The greater the percentage the funder can take from your receipts, the less the total amount due can be. (Emphasis on the word can). Remember, as this payback is based on a fixed percentage of sales, the more you make, the more the funder receives, and the less you earn the less the funder receives from your credit card sales. (Sometimes, depending upon contract terms, these percentages can be adjusted).
It is very important for the merchant to remember, that usually, these fund advances are not legally loans. If the advance contract is worded right, they will not be considered loans, and the criminal usury statute (25% currently in New York), will not apply.
Which means the MCA provider can, and usually does charge a “rate factor” well in excess of what would be otherwise criminal usury interest if this were a loan. For example if you are advanced $50,000.00 and had to pay back $63,000.00 from your receipts, even though were it a loan you would have criminal usury; because it isn’t, you don’t, and the MCA funder can get away with charging something like this.
Some MCA advances can have an “interest” rate of 150%, except, it isn’t legally interest. As this arrangement is not a loan, a credit inquiry will not show up on your credit report, but neither will successful repayment be entered as a favorable item on the report.
The MCA contract is usually highly detailed in small print. It contains terms that the average merchant will have a difficult time understanding fully, without consulting with counsel familiar with these types of arrangements.
There may be personal guarantees, confessions of judgment (which the funder can file against a defaulting merchant without a lawsuit being instituted), and other very dangerous provisions in these agreements.
This is why it is crucial to obtain a review of the agreement by knowledgeable counsel before signing any MCA funding agreement. Because a merchant goes the MCA route to obtain quick financing, it is wise that he more quickly gets to an attorney for contract review prior to signing.
Be aware that both in the Federal and State courts of New York, these MCA funding agreements (provided they are properly worded) have held up as being legal and not being subject to any usury laws, because they are not loans, and the monies paid back are not deemed to contain interest.
So, if you choose to go it on your own, and sign an MCA funding agreement without having it reviewed first by counsel, you can wind up with some nasty financial and legal surprises if for any reason your business cannot afford to pay back the amount due the funder.
Let’s say for some reason, you have obtained an advanced MCA funding, and you cannot meet with its terms. Is there any way you can use a usury defense to fight the action, or is there any way you can vacate a judgment entered by reason of the confession of judgment you may have signed in order to obtain the funding?
Here is our usual truthful answer: it depends.

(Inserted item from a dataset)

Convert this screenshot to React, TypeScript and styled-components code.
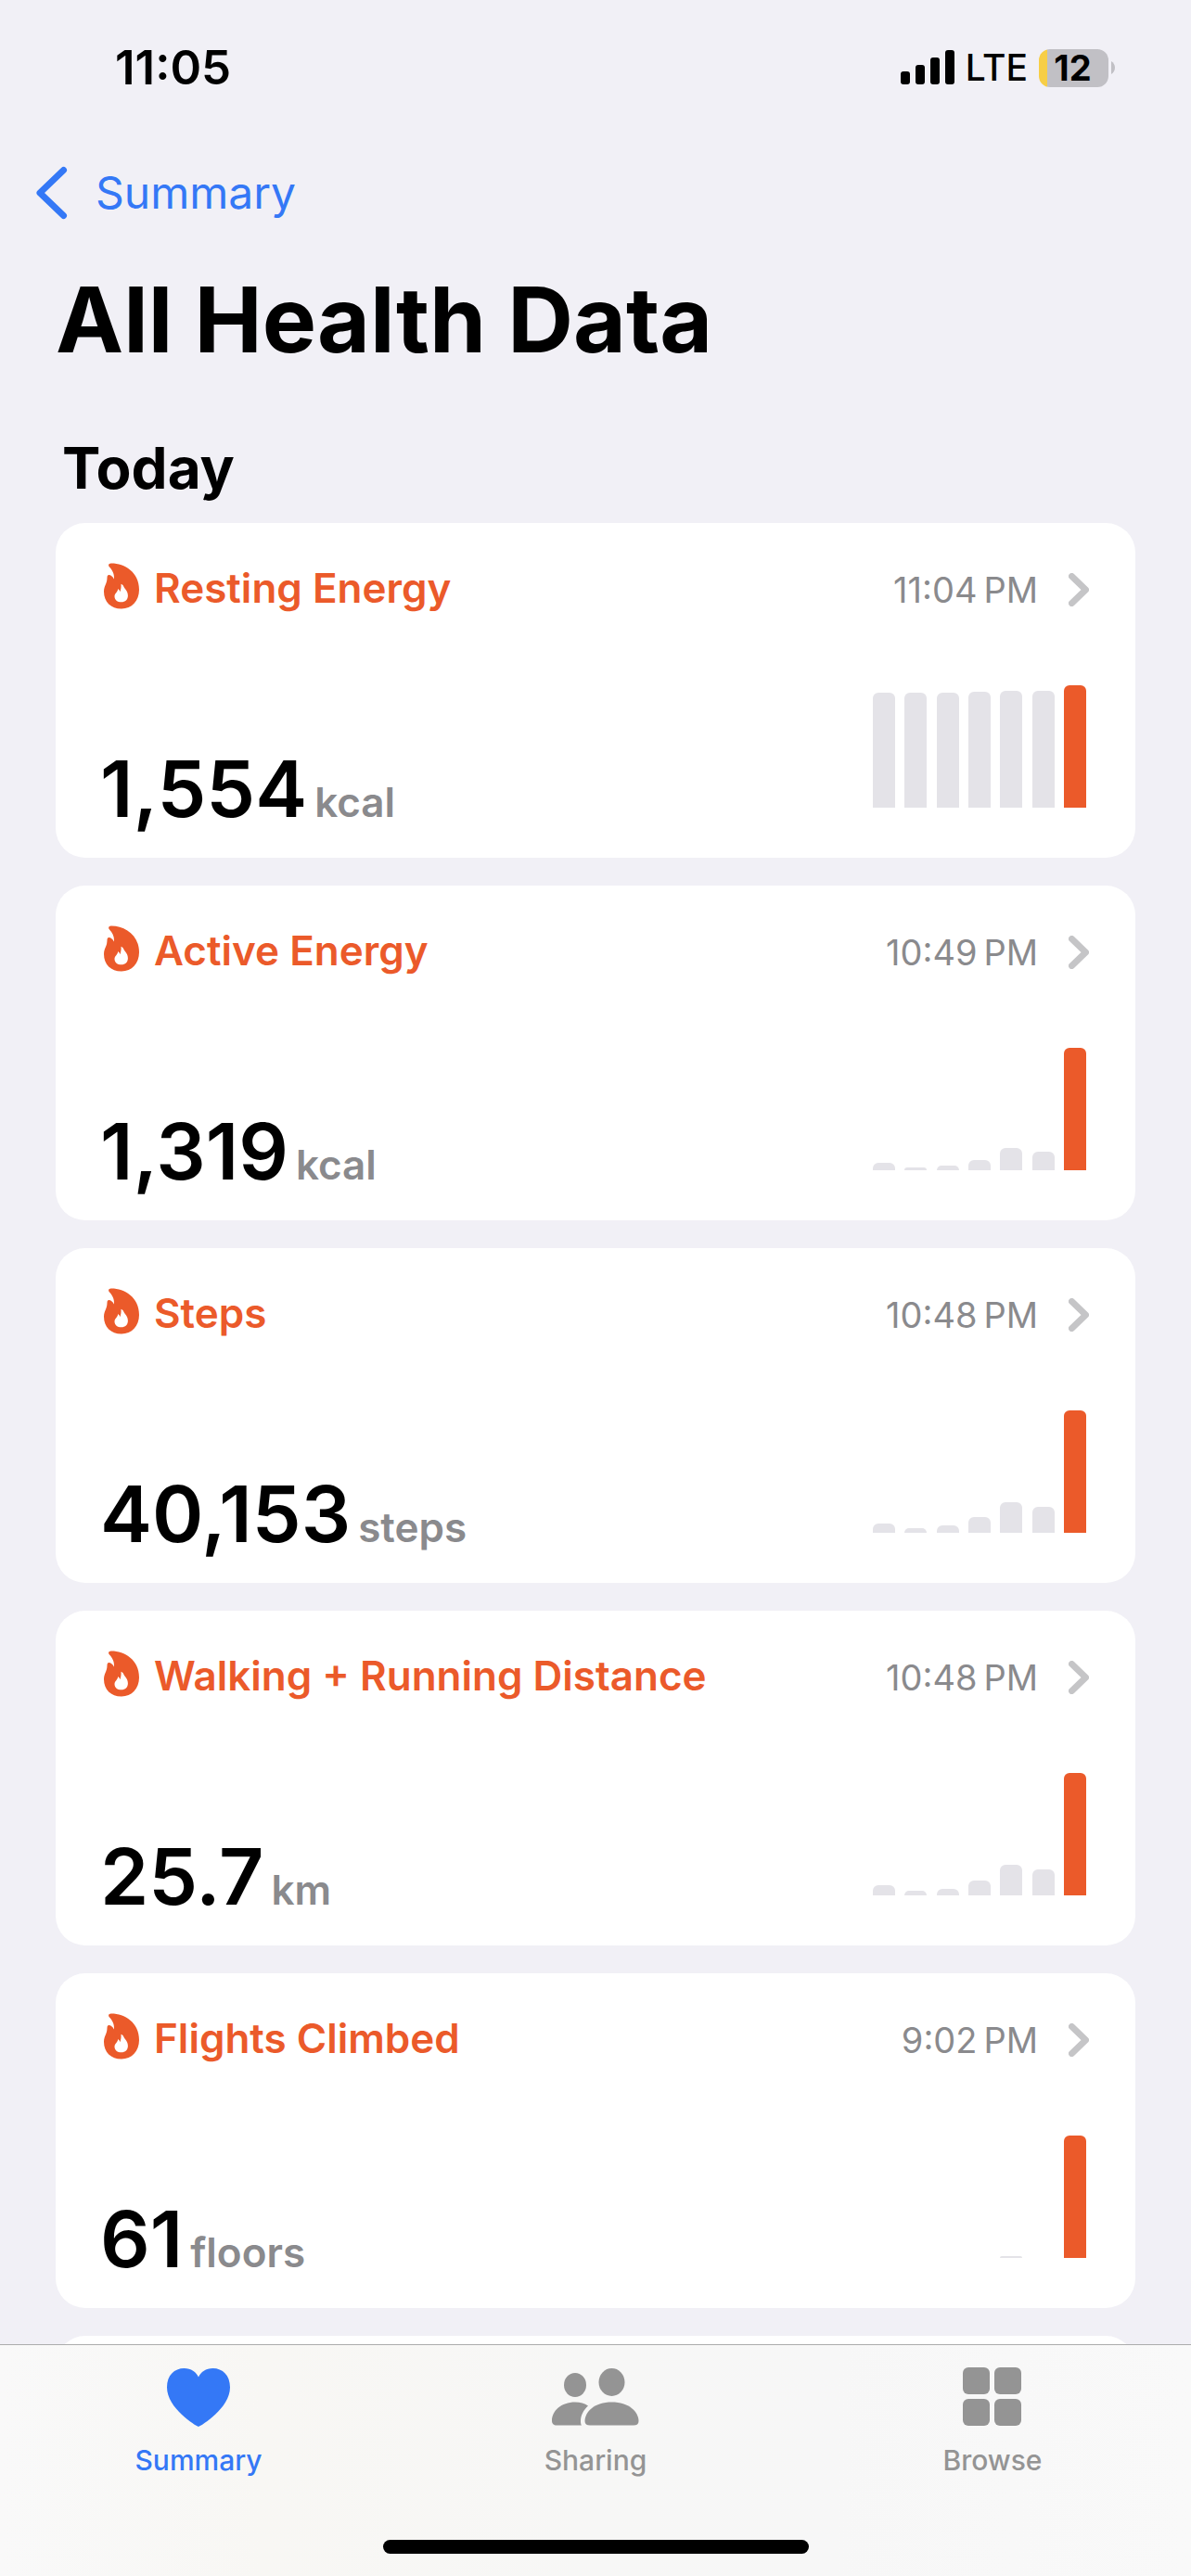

In a March 2018 decision from the First Department Appellate Division, (which is a direct precedent case for the courts of Manhattan and the Bronx), it was determined that the confession of judgment obtained and filed against the merchant was not subject to being vacated by reason of a defense of criminal usury.
In other words, the judgment was good, and enforceable against the merchant. Unlike a loan, which is absolutely due and payable according to its contract terms, the MCA advance is only collected from credit card receipts. No receipts, no collections.
However, it has been held where certain provisions in the MCA agreement are absent, (“without recourse” provisions, unlimited personal guarantees, due dates, late fee provisions, for example), there just might be a loan agreement which is subject to a criminal usury defense.
The takeaway is this, if you are facing a situation where you cannot comply with a merchant cash advance agreement you signed, if you are either facing litigation, or have already had filed against you a judgment by confession, you absolutely need to contact competent counsel to see if you have any chance of getting out from under a judgment, or have a valid defense to litigation.